**WORK TO DO:**
Everything from the first line down to the line containing "import React from" is to be retyped exactly, both ends included, with pictures left out.

⁂

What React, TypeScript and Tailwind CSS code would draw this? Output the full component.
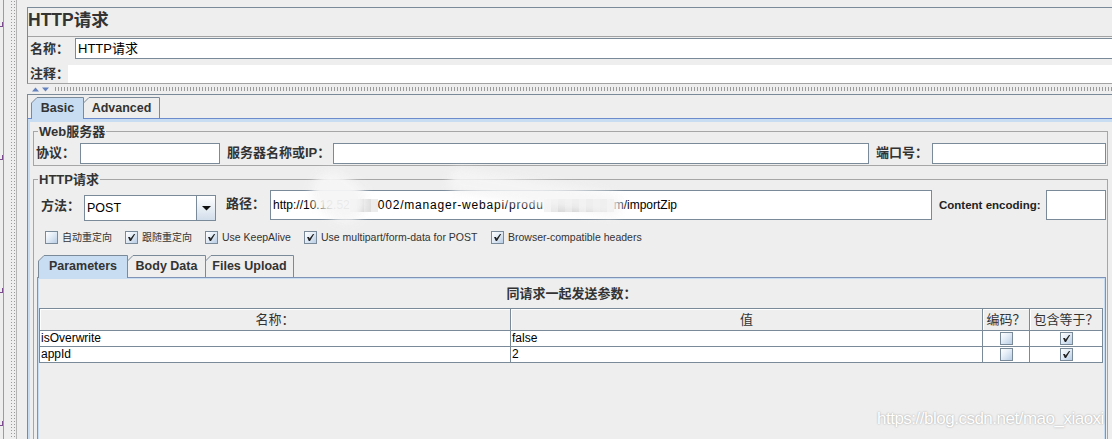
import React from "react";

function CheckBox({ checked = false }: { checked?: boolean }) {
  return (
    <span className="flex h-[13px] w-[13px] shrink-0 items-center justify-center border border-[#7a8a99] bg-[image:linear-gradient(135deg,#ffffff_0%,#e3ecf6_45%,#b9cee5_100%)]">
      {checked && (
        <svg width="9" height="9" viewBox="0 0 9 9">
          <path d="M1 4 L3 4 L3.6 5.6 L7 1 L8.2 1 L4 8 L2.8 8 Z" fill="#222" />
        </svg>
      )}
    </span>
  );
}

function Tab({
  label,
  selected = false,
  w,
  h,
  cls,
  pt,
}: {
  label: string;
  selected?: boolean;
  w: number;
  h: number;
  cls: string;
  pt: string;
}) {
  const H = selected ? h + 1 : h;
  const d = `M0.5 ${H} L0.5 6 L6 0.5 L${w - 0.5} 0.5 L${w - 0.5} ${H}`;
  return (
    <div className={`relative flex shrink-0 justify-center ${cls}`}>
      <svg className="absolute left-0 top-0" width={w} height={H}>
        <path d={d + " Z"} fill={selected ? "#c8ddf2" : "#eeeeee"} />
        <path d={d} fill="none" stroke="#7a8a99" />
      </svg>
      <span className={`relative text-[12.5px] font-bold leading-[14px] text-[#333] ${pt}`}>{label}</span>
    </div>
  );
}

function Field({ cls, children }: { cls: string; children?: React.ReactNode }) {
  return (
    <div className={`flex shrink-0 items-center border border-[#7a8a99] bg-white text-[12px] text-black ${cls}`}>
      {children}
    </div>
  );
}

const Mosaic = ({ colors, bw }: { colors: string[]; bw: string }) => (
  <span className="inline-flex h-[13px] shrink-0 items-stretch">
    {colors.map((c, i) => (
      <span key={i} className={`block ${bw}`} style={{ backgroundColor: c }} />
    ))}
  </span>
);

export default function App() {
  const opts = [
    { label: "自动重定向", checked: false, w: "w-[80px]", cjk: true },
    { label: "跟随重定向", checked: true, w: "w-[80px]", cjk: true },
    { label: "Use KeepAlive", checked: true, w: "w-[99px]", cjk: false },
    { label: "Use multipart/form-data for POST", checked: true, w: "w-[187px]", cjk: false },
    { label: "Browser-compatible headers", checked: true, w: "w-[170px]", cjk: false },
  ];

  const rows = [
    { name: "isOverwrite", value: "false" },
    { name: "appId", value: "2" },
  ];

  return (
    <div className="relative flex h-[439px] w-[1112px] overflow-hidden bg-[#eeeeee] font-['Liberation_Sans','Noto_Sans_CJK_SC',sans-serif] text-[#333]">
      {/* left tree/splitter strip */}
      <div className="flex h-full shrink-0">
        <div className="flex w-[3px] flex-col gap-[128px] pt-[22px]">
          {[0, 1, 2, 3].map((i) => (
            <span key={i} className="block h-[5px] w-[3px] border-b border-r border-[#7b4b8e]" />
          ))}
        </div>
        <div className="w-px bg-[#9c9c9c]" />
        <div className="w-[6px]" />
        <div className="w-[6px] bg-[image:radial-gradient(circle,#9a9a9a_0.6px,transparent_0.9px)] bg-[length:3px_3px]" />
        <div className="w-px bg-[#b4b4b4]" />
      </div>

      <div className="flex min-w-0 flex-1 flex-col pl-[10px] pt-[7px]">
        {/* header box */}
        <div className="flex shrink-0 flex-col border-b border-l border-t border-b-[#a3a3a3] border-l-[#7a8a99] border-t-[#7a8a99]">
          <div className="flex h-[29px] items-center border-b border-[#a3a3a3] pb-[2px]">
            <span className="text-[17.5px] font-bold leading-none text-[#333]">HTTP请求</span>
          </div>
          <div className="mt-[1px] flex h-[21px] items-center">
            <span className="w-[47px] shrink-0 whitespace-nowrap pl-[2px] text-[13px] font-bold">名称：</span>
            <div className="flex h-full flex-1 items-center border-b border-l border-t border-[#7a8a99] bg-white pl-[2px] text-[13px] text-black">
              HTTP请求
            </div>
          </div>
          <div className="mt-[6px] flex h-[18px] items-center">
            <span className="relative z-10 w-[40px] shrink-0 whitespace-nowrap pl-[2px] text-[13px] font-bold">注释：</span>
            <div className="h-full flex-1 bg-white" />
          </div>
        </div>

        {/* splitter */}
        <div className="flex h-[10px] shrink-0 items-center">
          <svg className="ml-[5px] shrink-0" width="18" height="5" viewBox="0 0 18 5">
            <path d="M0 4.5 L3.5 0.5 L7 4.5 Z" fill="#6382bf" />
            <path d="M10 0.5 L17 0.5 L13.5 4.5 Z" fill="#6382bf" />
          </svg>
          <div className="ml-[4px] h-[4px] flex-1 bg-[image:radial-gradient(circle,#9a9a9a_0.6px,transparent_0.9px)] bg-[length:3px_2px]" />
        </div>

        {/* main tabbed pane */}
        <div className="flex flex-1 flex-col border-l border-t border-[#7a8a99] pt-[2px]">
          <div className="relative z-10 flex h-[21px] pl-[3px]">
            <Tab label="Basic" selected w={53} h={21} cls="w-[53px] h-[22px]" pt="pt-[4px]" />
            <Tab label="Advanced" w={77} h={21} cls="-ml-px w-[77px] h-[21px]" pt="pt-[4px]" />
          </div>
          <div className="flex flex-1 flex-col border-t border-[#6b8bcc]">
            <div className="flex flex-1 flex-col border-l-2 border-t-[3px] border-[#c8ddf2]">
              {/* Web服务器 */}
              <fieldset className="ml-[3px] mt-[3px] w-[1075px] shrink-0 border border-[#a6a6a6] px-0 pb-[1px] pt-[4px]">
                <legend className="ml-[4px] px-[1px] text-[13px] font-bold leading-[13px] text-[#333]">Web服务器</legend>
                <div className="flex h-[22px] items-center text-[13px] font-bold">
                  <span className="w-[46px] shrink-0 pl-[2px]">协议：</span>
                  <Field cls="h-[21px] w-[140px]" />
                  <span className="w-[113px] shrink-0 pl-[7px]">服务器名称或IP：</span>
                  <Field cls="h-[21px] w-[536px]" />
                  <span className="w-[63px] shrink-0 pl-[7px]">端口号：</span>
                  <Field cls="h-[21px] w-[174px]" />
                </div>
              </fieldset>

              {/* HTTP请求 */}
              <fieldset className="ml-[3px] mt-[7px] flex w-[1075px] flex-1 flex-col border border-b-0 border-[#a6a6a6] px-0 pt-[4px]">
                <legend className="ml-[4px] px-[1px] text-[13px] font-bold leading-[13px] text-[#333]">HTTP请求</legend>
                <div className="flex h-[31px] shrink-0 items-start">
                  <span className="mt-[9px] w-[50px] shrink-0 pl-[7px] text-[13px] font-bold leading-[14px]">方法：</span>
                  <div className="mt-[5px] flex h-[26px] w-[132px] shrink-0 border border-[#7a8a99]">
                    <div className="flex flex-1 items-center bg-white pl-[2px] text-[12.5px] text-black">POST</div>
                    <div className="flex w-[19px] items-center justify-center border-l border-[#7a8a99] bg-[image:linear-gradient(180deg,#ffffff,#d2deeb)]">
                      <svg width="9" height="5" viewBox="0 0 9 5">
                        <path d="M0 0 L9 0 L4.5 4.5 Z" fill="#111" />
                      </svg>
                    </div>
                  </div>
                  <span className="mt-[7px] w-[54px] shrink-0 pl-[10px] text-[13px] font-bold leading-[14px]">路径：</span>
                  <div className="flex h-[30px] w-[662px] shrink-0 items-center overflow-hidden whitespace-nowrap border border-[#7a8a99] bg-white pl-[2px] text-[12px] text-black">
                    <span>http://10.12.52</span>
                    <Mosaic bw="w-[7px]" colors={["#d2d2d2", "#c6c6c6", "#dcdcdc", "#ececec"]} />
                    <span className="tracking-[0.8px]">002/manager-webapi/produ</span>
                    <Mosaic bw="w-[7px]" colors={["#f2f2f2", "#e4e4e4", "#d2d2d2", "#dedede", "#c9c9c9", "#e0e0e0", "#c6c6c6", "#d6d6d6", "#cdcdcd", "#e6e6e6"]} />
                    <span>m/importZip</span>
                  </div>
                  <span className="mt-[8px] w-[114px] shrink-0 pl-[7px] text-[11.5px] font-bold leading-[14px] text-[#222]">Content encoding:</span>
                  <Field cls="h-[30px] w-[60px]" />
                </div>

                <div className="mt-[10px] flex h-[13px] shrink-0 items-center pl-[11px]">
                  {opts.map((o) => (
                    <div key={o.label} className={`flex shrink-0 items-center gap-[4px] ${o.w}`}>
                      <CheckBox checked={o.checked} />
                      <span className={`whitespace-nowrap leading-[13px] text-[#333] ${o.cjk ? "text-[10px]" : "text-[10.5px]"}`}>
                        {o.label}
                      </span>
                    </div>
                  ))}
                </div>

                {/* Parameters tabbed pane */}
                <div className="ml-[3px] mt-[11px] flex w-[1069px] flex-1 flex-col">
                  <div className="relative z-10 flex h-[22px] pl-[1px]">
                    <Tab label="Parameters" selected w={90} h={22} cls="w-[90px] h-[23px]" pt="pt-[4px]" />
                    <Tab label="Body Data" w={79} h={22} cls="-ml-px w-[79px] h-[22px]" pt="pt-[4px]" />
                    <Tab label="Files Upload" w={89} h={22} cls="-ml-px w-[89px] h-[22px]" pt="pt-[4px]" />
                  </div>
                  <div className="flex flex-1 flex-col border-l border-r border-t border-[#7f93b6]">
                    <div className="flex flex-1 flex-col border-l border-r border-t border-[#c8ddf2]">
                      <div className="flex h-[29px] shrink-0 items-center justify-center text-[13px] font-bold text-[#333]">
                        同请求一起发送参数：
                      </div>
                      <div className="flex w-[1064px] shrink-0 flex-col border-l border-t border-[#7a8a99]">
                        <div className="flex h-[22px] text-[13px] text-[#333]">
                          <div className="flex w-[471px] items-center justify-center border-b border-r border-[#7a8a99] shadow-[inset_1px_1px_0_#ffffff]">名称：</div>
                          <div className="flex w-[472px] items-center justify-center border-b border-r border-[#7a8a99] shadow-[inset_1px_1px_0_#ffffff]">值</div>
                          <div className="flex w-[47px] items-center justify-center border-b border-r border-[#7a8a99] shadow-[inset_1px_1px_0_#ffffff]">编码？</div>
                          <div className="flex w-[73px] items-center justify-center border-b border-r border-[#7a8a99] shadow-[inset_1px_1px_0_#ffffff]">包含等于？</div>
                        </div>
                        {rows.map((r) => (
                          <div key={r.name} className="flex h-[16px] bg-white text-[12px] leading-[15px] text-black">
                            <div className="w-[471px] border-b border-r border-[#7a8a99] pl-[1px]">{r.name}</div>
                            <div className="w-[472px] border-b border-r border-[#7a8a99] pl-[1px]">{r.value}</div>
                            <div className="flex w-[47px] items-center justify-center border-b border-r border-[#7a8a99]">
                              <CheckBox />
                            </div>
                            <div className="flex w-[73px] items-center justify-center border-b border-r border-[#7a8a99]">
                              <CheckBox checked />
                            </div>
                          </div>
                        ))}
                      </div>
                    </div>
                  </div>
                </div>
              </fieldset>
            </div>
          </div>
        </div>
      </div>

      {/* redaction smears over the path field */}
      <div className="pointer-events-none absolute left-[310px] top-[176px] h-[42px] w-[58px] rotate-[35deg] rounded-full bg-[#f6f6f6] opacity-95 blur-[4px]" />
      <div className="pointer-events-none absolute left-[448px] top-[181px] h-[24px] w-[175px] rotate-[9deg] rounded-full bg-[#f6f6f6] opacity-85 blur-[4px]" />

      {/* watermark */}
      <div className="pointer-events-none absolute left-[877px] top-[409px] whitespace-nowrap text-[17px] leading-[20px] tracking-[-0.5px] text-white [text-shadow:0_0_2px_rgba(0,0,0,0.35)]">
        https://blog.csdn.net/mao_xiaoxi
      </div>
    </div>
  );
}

⁂

**RESPONSE BELOW:**
What React, TypeScript and Tailwind CSS code would draw this? Output the full component.
import React from "react";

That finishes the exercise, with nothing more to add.